What you need to do. Without the pictures, give the entries below again exactly as written.

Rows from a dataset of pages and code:
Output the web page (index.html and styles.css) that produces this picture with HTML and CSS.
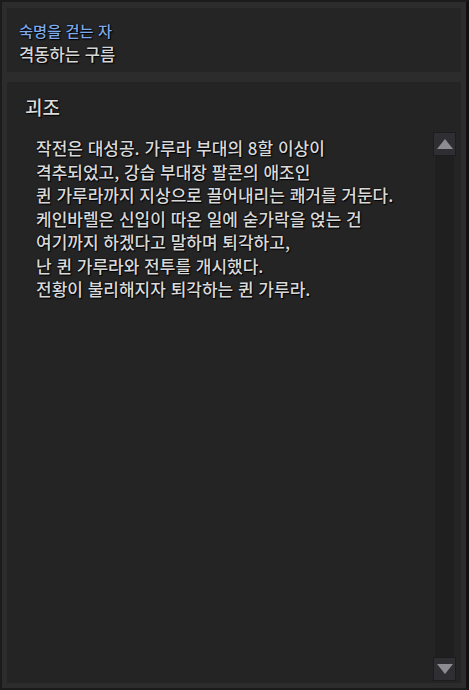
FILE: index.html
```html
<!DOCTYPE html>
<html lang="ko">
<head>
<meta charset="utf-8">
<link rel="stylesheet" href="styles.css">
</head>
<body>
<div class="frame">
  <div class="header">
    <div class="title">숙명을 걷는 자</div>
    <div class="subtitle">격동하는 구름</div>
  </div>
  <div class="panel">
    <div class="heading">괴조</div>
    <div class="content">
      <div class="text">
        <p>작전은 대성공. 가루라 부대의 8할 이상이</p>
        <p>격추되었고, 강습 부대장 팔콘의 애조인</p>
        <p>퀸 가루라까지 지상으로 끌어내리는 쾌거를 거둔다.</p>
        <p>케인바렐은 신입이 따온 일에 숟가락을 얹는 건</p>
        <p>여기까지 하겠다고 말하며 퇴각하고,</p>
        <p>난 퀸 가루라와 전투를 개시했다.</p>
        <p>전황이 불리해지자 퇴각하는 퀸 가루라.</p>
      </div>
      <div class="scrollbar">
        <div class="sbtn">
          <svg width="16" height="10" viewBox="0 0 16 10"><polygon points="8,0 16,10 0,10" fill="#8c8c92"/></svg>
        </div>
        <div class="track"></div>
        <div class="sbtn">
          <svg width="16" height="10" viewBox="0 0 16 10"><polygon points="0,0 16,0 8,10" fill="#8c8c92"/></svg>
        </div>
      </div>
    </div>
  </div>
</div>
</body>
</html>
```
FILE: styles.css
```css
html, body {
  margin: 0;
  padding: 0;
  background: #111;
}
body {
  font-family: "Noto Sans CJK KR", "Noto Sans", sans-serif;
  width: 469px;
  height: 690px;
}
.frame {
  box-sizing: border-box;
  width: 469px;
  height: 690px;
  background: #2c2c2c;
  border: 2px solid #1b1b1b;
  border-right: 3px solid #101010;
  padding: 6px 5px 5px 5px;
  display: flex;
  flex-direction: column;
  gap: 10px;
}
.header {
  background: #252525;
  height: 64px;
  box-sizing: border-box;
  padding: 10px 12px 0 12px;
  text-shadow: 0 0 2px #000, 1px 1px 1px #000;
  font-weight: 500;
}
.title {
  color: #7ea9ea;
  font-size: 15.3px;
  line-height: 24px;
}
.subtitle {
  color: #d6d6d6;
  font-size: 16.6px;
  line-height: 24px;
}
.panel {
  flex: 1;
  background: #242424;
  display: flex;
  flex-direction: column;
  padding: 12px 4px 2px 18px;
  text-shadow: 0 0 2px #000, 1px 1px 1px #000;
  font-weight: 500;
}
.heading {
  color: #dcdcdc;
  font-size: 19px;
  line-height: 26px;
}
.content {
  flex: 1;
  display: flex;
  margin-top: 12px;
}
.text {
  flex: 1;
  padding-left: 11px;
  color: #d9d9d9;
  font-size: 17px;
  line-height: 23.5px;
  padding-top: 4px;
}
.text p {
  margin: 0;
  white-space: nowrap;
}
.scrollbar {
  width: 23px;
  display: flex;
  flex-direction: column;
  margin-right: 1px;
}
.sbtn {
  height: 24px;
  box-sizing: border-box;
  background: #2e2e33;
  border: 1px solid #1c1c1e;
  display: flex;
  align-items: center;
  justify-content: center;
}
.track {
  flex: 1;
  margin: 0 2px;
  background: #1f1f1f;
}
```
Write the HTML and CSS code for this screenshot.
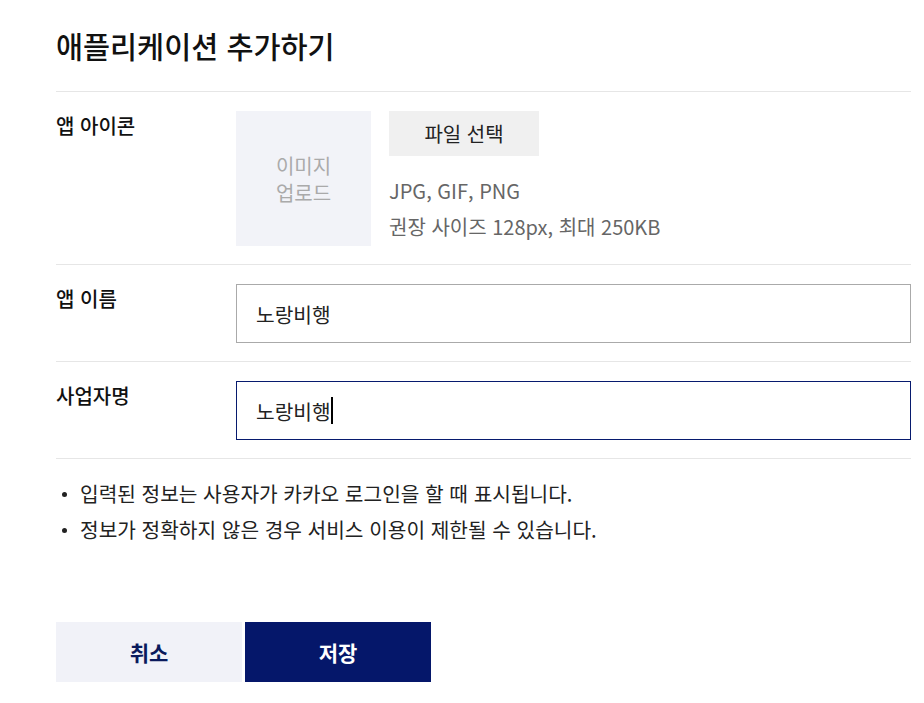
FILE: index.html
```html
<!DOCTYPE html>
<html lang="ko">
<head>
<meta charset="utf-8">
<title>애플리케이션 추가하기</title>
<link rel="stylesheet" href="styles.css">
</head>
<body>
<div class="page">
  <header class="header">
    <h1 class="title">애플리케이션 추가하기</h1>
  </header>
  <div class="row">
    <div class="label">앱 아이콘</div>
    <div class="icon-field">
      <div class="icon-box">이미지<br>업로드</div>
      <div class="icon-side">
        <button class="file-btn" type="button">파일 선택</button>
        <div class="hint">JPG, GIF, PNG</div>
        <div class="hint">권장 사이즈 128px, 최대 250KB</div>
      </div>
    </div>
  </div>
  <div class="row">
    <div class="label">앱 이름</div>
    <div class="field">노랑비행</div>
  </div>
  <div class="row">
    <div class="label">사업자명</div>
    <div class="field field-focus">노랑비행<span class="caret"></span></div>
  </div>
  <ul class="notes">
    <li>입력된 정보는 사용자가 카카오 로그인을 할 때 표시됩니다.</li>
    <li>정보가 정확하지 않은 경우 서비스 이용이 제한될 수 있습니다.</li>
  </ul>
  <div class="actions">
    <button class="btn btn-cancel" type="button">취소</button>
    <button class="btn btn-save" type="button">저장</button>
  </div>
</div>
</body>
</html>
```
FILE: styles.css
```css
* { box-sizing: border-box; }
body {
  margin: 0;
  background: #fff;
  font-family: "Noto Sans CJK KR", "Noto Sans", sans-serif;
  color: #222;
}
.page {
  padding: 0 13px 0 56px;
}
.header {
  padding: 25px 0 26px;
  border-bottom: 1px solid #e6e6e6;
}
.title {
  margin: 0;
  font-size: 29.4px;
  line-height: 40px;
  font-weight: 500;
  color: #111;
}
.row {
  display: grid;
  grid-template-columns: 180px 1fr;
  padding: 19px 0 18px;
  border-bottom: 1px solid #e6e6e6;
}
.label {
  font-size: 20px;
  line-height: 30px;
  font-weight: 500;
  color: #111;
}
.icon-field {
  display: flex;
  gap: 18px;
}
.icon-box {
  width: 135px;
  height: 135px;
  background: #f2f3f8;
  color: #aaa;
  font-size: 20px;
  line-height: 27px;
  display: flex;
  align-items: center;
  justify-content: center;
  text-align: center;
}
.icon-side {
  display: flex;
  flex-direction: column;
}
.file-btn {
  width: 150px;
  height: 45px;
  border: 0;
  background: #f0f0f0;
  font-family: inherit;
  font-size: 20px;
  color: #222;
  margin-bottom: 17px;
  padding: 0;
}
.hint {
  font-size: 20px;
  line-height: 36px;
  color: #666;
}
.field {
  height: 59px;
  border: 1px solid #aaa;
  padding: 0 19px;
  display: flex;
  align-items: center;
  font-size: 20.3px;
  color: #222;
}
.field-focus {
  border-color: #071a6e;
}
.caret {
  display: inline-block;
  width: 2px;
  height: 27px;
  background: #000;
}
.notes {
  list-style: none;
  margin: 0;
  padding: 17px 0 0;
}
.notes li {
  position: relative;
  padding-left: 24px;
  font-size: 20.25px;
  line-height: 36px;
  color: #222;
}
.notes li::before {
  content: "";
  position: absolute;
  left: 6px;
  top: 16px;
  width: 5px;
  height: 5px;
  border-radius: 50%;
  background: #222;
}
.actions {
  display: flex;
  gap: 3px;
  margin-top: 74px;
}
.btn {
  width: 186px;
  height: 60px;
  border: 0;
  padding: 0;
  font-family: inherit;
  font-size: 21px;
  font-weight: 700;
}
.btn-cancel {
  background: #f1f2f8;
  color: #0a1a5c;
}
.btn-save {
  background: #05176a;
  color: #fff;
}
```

The response.
Output the web page (index.html and styles.css) that produces this picture with HTML and CSS.
FILE: index.html
```html
<!DOCTYPE html>
<html lang="ko">
<head>
<meta charset="utf-8">
<link rel="stylesheet" href="styles.css">
</head>
<body>
<div class="frame">
  <div class="header">
    <div class="title">숙명을 걷는 자</div>
    <div class="subtitle">격동하는 구름</div>
  </div>
  <div class="panel">
    <div class="heading">괴조</div>
    <div class="content">
      <div class="text">
        <p>작전은 대성공. 가루라 부대의 8할 이상이</p>
        <p>격추되었고, 강습 부대장 팔콘의 애조인</p>
        <p>퀸 가루라까지 지상으로 끌어내리는 쾌거를 거둔다.</p>
        <p>케인바렐은 신입이 따온 일에 숟가락을 얹는 건</p>
        <p>여기까지 하겠다고 말하며 퇴각하고,</p>
        <p>난 퀸 가루라와 전투를 개시했다.</p>
        <p>전황이 불리해지자 퇴각하는 퀸 가루라.</p>
      </div>
      <div class="scrollbar">
        <div class="sbtn">
          <svg width="16" height="10" viewBox="0 0 16 10"><polygon points="8,0 16,10 0,10" fill="#8c8c92"/></svg>
        </div>
        <div class="track"></div>
        <div class="sbtn">
          <svg width="16" height="10" viewBox="0 0 16 10"><polygon points="0,0 16,0 8,10" fill="#8c8c92"/></svg>
        </div>
      </div>
    </div>
  </div>
</div>
</body>
</html>
```
FILE: styles.css
```css
html, body {
  margin: 0;
  padding: 0;
  background: #111;
}
body {
  font-family: "Noto Sans CJK KR", "Noto Sans", sans-serif;
  width: 469px;
  height: 690px;
}
.frame {
  box-sizing: border-box;
  width: 469px;
  height: 690px;
  background: #2c2c2c;
  border: 2px solid #1b1b1b;
  border-right: 3px solid #101010;
  padding: 6px 5px 5px 5px;
  display: flex;
  flex-direction: column;
  gap: 10px;
}
.header {
  background: #252525;
  height: 64px;
  box-sizing: border-box;
  padding: 10px 12px 0 12px;
  text-shadow: 0 0 2px #000, 1px 1px 1px #000;
  font-weight: 500;
}
.title {
  color: #7ea9ea;
  font-size: 15.3px;
  line-height: 24px;
}
.subtitle {
  color: #d6d6d6;
  font-size: 16.6px;
  line-height: 24px;
}
.panel {
  flex: 1;
  background: #242424;
  display: flex;
  flex-direction: column;
  padding: 12px 4px 2px 18px;
  text-shadow: 0 0 2px #000, 1px 1px 1px #000;
  font-weight: 500;
}
.heading {
  color: #dcdcdc;
  font-size: 19px;
  line-height: 26px;
}
.content {
  flex: 1;
  display: flex;
  margin-top: 12px;
}
.text {
  flex: 1;
  padding-left: 11px;
  color: #d9d9d9;
  font-size: 17px;
  line-height: 23.5px;
  padding-top: 4px;
}
.text p {
  margin: 0;
  white-space: nowrap;
}
.scrollbar {
  width: 23px;
  display: flex;
  flex-direction: column;
  margin-right: 1px;
}
.sbtn {
  height: 24px;
  box-sizing: border-box;
  background: #2e2e33;
  border: 1px solid #1c1c1e;
  display: flex;
  align-items: center;
  justify-content: center;
}
.track {
  flex: 1;
  margin: 0 2px;
  background: #1f1f1f;
}
```
Write the HTML and CSS code for this screenshot.
FILE: index.html
```html
<!DOCTYPE html>
<html lang="ko">
<head>
<meta charset="utf-8">
<title>애플리케이션 추가하기</title>
<link rel="stylesheet" href="styles.css">
</head>
<body>
<div class="page">
  <header class="header">
    <h1 class="title">애플리케이션 추가하기</h1>
  </header>
  <div class="row">
    <div class="label">앱 아이콘</div>
    <div class="icon-field">
      <div class="icon-box">이미지<br>업로드</div>
      <div class="icon-side">
        <button class="file-btn" type="button">파일 선택</button>
        <div class="hint">JPG, GIF, PNG</div>
        <div class="hint">권장 사이즈 128px, 최대 250KB</div>
      </div>
    </div>
  </div>
  <div class="row">
    <div class="label">앱 이름</div>
    <div class="field">노랑비행</div>
  </div>
  <div class="row">
    <div class="label">사업자명</div>
    <div class="field field-focus">노랑비행<span class="caret"></span></div>
  </div>
  <ul class="notes">
    <li>입력된 정보는 사용자가 카카오 로그인을 할 때 표시됩니다.</li>
    <li>정보가 정확하지 않은 경우 서비스 이용이 제한될 수 있습니다.</li>
  </ul>
  <div class="actions">
    <button class="btn btn-cancel" type="button">취소</button>
    <button class="btn btn-save" type="button">저장</button>
  </div>
</div>
</body>
</html>
```
FILE: styles.css
```css
* { box-sizing: border-box; }
body {
  margin: 0;
  background: #fff;
  font-family: "Noto Sans CJK KR", "Noto Sans", sans-serif;
  color: #222;
}
.page {
  padding: 0 13px 0 56px;
}
.header {
  padding: 25px 0 26px;
  border-bottom: 1px solid #e6e6e6;
}
.title {
  margin: 0;
  font-size: 29.4px;
  line-height: 40px;
  font-weight: 500;
  color: #111;
}
.row {
  display: grid;
  grid-template-columns: 180px 1fr;
  padding: 19px 0 18px;
  border-bottom: 1px solid #e6e6e6;
}
.label {
  font-size: 20px;
  line-height: 30px;
  font-weight: 500;
  color: #111;
}
.icon-field {
  display: flex;
  gap: 18px;
}
.icon-box {
  width: 135px;
  height: 135px;
  background: #f2f3f8;
  color: #aaa;
  font-size: 20px;
  line-height: 27px;
  display: flex;
  align-items: center;
  justify-content: center;
  text-align: center;
}
.icon-side {
  display: flex;
  flex-direction: column;
}
.file-btn {
  width: 150px;
  height: 45px;
  border: 0;
  background: #f0f0f0;
  font-family: inherit;
  font-size: 20px;
  color: #222;
  margin-bottom: 17px;
  padding: 0;
}
.hint {
  font-size: 20px;
  line-height: 36px;
  color: #666;
}
.field {
  height: 59px;
  border: 1px solid #aaa;
  padding: 0 19px;
  display: flex;
  align-items: center;
  font-size: 20.3px;
  color: #222;
}
.field-focus {
  border-color: #071a6e;
}
.caret {
  display: inline-block;
  width: 2px;
  height: 27px;
  background: #000;
}
.notes {
  list-style: none;
  margin: 0;
  padding: 17px 0 0;
}
.notes li {
  position: relative;
  padding-left: 24px;
  font-size: 20.25px;
  line-height: 36px;
  color: #222;
}
.notes li::before {
  content: "";
  position: absolute;
  left: 6px;
  top: 16px;
  width: 5px;
  height: 5px;
  border-radius: 50%;
  background: #222;
}
.actions {
  display: flex;
  gap: 3px;
  margin-top: 74px;
}
.btn {
  width: 186px;
  height: 60px;
  border: 0;
  padding: 0;
  font-family: inherit;
  font-size: 21px;
  font-weight: 700;
}
.btn-cancel {
  background: #f1f2f8;
  color: #0a1a5c;
}
.btn-save {
  background: #05176a;
  color: #fff;
}
```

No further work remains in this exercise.